We look for a good notion of "proof equivalence" in one presentation of
a logic (actually aiming at this "incredible -and utterly unlikely-
stroke of luck that there exists some sort of "universal [presentation
of a] logic" that nobody ever thought of and which has just to be
discovered"), and we also compare with proofs in other presentations via
translations (potentially lifting, via the translations, the notion of
proof equivalence to proofs in different presentations).

>  If I may cite one of my favorite quotes:
>
>  "Thus, the task is not so much to see what no one has yet seen; but to
>  think what nobody has yet thought, about that which everybody sees."
>   -- Erwin Schr=E0=E8dinger
>

You are learned.

>>  In any case, we do consider inference rules an
>>  integral part of the meaning of a proof.
>>
>  I am not too sure there isn't some more "terminology" problem here.
>  Do you call inference rules the various "shortcuts" which are usually
>  built along the development of proofs, that is, some theorems which are
>  in effect turned into new ways to derive formulas from premisses (in
>  your sense of proximal conditions) or do you include also the "basic
>  inference mechanisms" of a given logic which are the most elementary
>  syntactic manipulations allowing to create proofs and new formulas?
>  If you don't include these basic rules you cannot compare logics having
>  markedly different syntactic forms.
>  If you do, how do you describe these basic syntactic rules?

The inference rules are roughly "the axioms and derivation rules" of the
presentation of the logic that you were talking about in a previous
e-mail. No "shortcuts" things.
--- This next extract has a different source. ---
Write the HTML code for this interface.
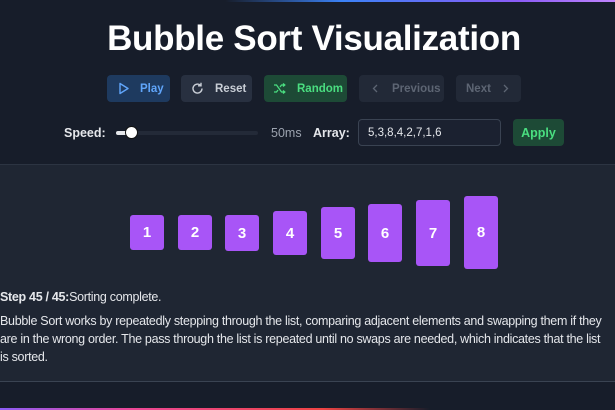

In other words, they are the "basic
inference mechanisms" of [A PRESENTATION OF] a given logic which are the
most elementary syntactic manipulations allowing to create proofs.
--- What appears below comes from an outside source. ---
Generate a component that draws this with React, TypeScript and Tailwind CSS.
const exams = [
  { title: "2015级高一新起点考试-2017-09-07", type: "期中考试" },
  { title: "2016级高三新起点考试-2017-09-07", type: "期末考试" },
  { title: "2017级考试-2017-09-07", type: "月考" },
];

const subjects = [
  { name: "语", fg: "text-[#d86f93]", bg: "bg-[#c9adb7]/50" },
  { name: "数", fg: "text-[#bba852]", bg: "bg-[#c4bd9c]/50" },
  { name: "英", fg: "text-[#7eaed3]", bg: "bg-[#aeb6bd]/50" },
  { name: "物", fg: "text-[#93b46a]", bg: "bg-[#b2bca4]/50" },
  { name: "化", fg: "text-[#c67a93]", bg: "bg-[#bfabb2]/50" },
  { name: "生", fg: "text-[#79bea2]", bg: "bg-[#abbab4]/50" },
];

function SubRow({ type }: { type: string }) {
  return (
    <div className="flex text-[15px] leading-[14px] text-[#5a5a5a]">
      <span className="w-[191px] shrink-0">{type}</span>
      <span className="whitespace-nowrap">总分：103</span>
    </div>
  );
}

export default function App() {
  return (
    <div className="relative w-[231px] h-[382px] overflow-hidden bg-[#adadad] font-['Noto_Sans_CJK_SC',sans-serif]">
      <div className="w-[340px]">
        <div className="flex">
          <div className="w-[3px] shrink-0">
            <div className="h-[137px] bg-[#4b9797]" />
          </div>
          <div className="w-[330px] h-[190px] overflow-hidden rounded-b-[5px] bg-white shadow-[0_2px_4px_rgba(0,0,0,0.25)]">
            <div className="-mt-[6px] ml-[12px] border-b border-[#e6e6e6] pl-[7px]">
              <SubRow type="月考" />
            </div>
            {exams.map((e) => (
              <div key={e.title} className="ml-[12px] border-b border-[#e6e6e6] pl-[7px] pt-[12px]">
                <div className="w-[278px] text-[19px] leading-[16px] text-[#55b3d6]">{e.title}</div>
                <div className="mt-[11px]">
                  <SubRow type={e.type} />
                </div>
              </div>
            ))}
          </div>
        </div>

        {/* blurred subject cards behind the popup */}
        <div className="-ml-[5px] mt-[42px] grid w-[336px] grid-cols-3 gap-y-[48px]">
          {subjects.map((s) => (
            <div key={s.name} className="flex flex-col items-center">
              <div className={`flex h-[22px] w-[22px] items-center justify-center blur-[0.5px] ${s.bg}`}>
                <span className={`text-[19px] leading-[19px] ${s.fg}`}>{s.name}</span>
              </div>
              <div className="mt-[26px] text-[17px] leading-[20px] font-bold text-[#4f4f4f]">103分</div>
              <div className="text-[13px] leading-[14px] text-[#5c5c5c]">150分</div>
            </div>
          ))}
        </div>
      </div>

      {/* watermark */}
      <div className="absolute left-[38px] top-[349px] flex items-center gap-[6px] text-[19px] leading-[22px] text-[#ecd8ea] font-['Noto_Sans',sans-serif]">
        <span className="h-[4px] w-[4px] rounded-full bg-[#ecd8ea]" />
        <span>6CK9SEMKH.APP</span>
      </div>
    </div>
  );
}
>  It needs some "meta-level" description which has to be valid across all
>  possible syntactic features...

Define "valid across all possible syntactic features".

>>  I'm not sure of what you mean by `truly
>>  equivalent', but it seems to me that your notion
>>  entails the well-known notion of polynomial
>>  equivalence of proof systems.
>>
>  Nah!
>  No need for this level of sophistication to show a counterexample (see
>  my response to Kai), two different axiomatisations within the same
>  syntactic framework where each axiom set entails the other are
>  enough.

I have seen no counter-example so far.

>>  Anyway, this doesn't have
>>  to be this way if you disagree, you just have to
>>  find a way of abstracting the semantics until the
>>  difference is eliminated.
>>
>  Very interesting approach, given any two proofs conjectured to be "the
>  same" is there a "natural limit" to what is achievable as an
>  equivalence demonstration, if so doesn't this mean that there is some
>  kind of "canonical form" to which both proofs are reducible, when and
>  how such canonical form can be found, is there a decidable procedure
>  for this search, etc...
>
>  This seems to bring back to confluence and termination problems in
>  rewriting systems, may be a little "cross fertilisation" is in order?
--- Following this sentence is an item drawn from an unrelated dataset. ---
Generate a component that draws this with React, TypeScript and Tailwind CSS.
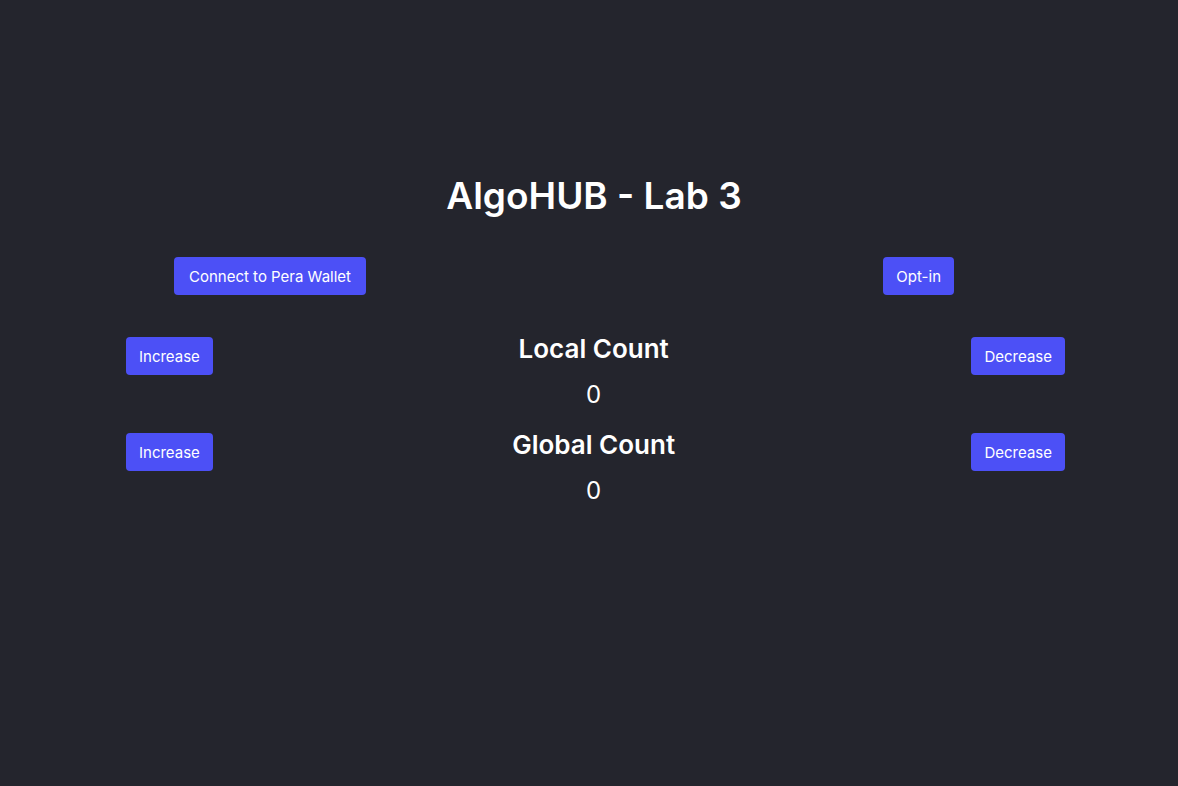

Indeed that's a promising direction of research, and we haven't waited
for your suggestion to start investigating it.

>  My overall take on this is that focusing too early on a *specific*
>  syntactic formalism, be it the Calculus of Structures or anything else
>  even more "clever" will hinder the understanding of the "true nature"
>  of proofs and logics.
>  If we are trying to go from the informal ("intuitive" understanding)
>  to the formal (axiomatized theories) lingering a bit more within the
>  informal probably pays off *a lot* in spared useless efforts.

And how long do you suggest to do philosophy for?

>>  It would be nice
>>  if we could dedicate ourselves to finding the
>>  true nature of proofs, but the reality is that we
>>  cannot and nobody really cares. Or, at least, I
>>  don't care and I don't know anybody that does.
>>
>  ROFLMAO
>
>  Would you write "I don't care and I don't know anybody that does" in a
>  grant submission?
>
>  Wasn't the 2005 ICALP Workshop titled :
>      "STRUCTURES AND DEDUCTION"
>  "The quest for the essence of proofs"
>
>  Would you tell the sponsors of such events that "nobody really cares"?

No no, just tell you.

>  Actually I do care for the "true nature of proofs" and this is NOT a
>  "metaphysical quest" driven by lunatic interests, if I may explain.
>
>  When I started my career at IBM in 1968
>  [...]
>  I have been and still am disappointed by the goals and methods of
>  scientific research,

I'm sorry about that. I hope you get over it.

>   I DO understand that you cannot help but follow
>  the crowd and that "the reality is that [you] cannot [do any REAL
>  research]" and you have to produce shitloads of papers instead, and
>  that any actual USEFULL result is just a fortunate but minor by-product
>  of academic research.

Again, I'm sorry our research hasn't been useful to your life yet.

>  I am only suggesting that diverting a small amount of efforts toward
>  actual THINKING instead of grinding over and over on well known and
>  "promising" subject matters may lead to better insights and probably
>  even allow to produce more *significant* papers (Wow!).

I suggest you start "diverting a small amount of efforts" towards that,
so that we see it working.
But maybe we should all go back to our areas of expertise.

>>  So, maybe, can we drop this discussion?
>>
>  Not a problem for me if you "drop this discussion" since it wastes
>  valuable time that could be used for polishing the "next paper" or the
>  "next grant", this isn't necessarily the case for everybody on this
>  list.

It did waste my Saturday, but I was only thinking of going hiking instead.